- Fathabad Location within Iran
- Coordinates: 34°10′35″N 56°55′41″E﻿ / ﻿34.17639°N 56.92806°E
- Country: Iran
- Province: South Khorasan
- County: Eshqabad
- District: Central
- Rural District: Deh-e Mohammad

Population (2016)
- • Total: 14
- Time zone: UTC+3:30 (IRST)

= Fathabad, Eshqabad =

Village in South Khorasan province, Iran

Fathabad (فتح اباد) (Note: Also romanized as Fatḩābād) is a village in Deh-e Mohammad Rural District of the Central District (Note: Formerly Dastgardan District of Tabas County) in Eshqabad County, South Khorasan province, Iran.

==Demographics==
===Population===
At the time of the 2006 National Census, the village's population was 26 in eight households, when it was in Dastgerdan Rural District of Dastgardan District (Note: Renamed the Central District of Eshqabad County) in Tabas County, Yazd province. The following census in 2011 counted 17 people in five households.

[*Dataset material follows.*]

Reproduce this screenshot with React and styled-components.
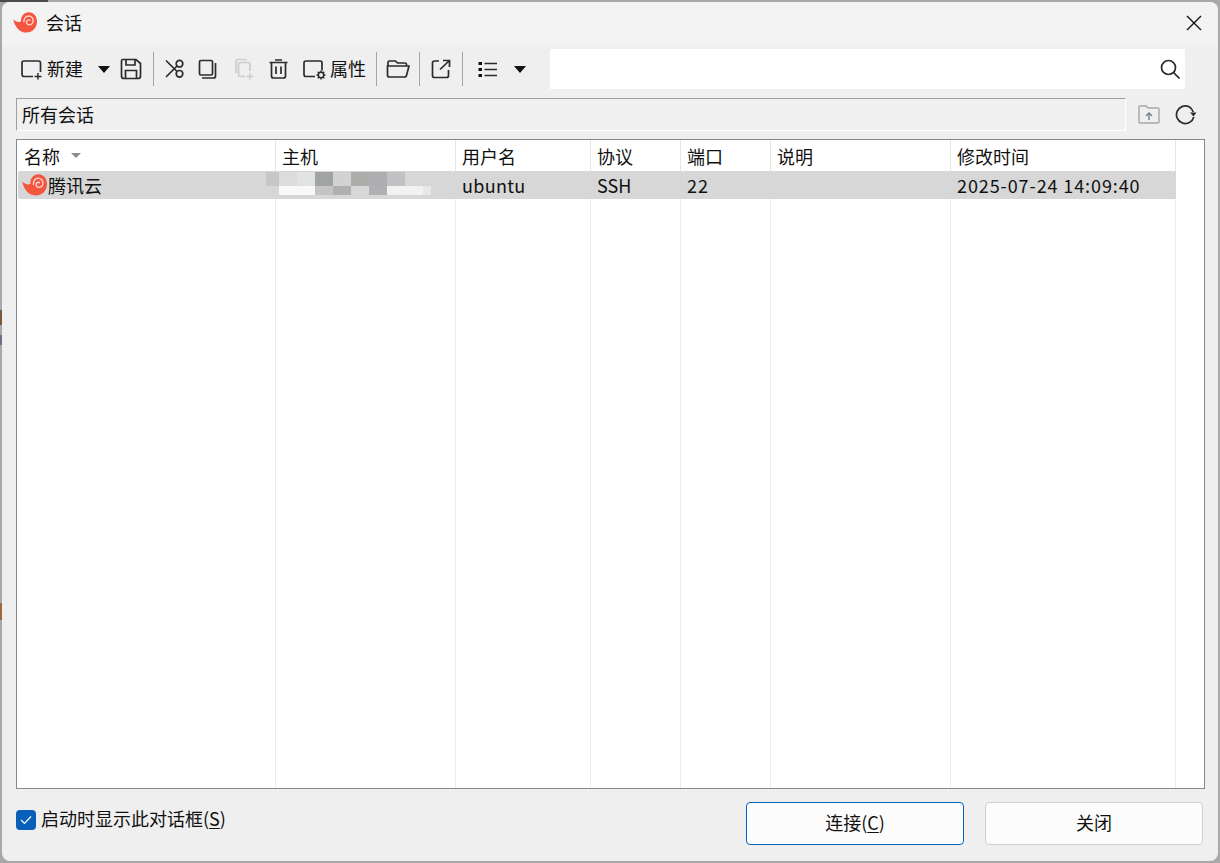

The 2016 census measured the population of the village as 14 people in five households, by which time the county had been separated from the province to join South Khorasan province.

In 2024, the district was separated from the county in the establishment of Eshqabad County and renamed the Central District. Fathabad was transferred to Deh-e Mohammad Rural District created in the same district.